In the past 18 months of Datuk Seri Najib Razak’s premiership, the country has been flooded with a plethoria of slogans – 1Malaysia, Government Transformtion Programme, New Economic Model, Tenth Malaysia Plan and a few days ago a RM1.3 trillion Economic Transformation Programme.
All this will come to nought unless it is accompanied by Institutional Transformation Programme with all the key national institutions like the police, the anti-corruption commission, the judiciary, the election commission and the civil service restoring public confidence in their institutional independence, efficiency, professionalism and integrity.
For the Malaysian police, which has seen a complete collapse of public confidence in its institutional independence, professionalism and integrity as confirmed by the 2005 Dzaiddin Police Royal Commission of Inquiry, the first step to police institutional transformation must be its adoption of a new police ethos and police mission by embracing democratic policing as one of its transformational challenges.
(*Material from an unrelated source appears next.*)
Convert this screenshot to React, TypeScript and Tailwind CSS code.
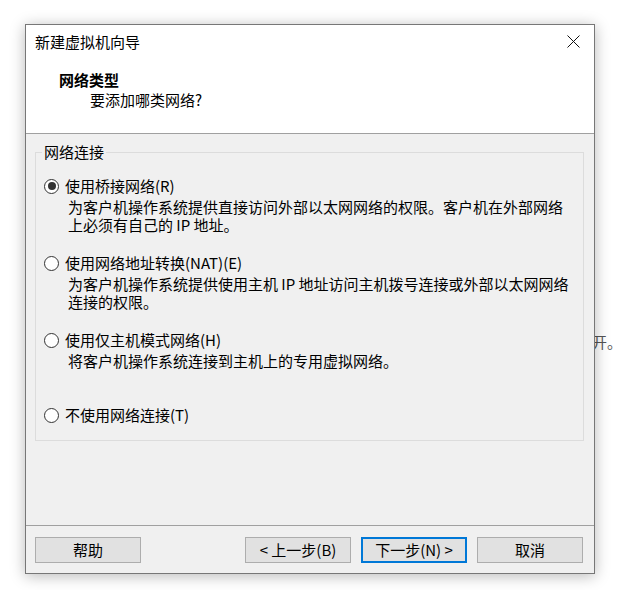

A police committed to democratic policing will not blindly act as the instruments of the regime in power to harass and oppress the Opposition and legitimate dissent in the country, and Malaysia would be would have been spared police abuses of power represented by the arrest of Zunar, police questioning of PR Lembah Pantai MP Nurul Izzah for sedition and the latest police move to question PR Serdang MP Teo Nie Ching.
The new IGP must be mindful that the first priority of the police is to restore to Malaysians their two most fundamental human rights in any civilized society –the right to be free from the crime and to be free from the fear of crime and not to protect Umno/Barisan Nasional leaders from accountability, transparency and good governance.
The Police should not apply double standards – harassing leaders of the opposition and dissent whenever police reports are lodged, while ignoring police reports lodged against the powers-that-be.
This is why I have posed a specific question in next month’s Parliament: –
To ask the Home Minister the number/nature of police reports lodged against Utusan Malaysia since April 2009 and what actions the police have taken on these police reports.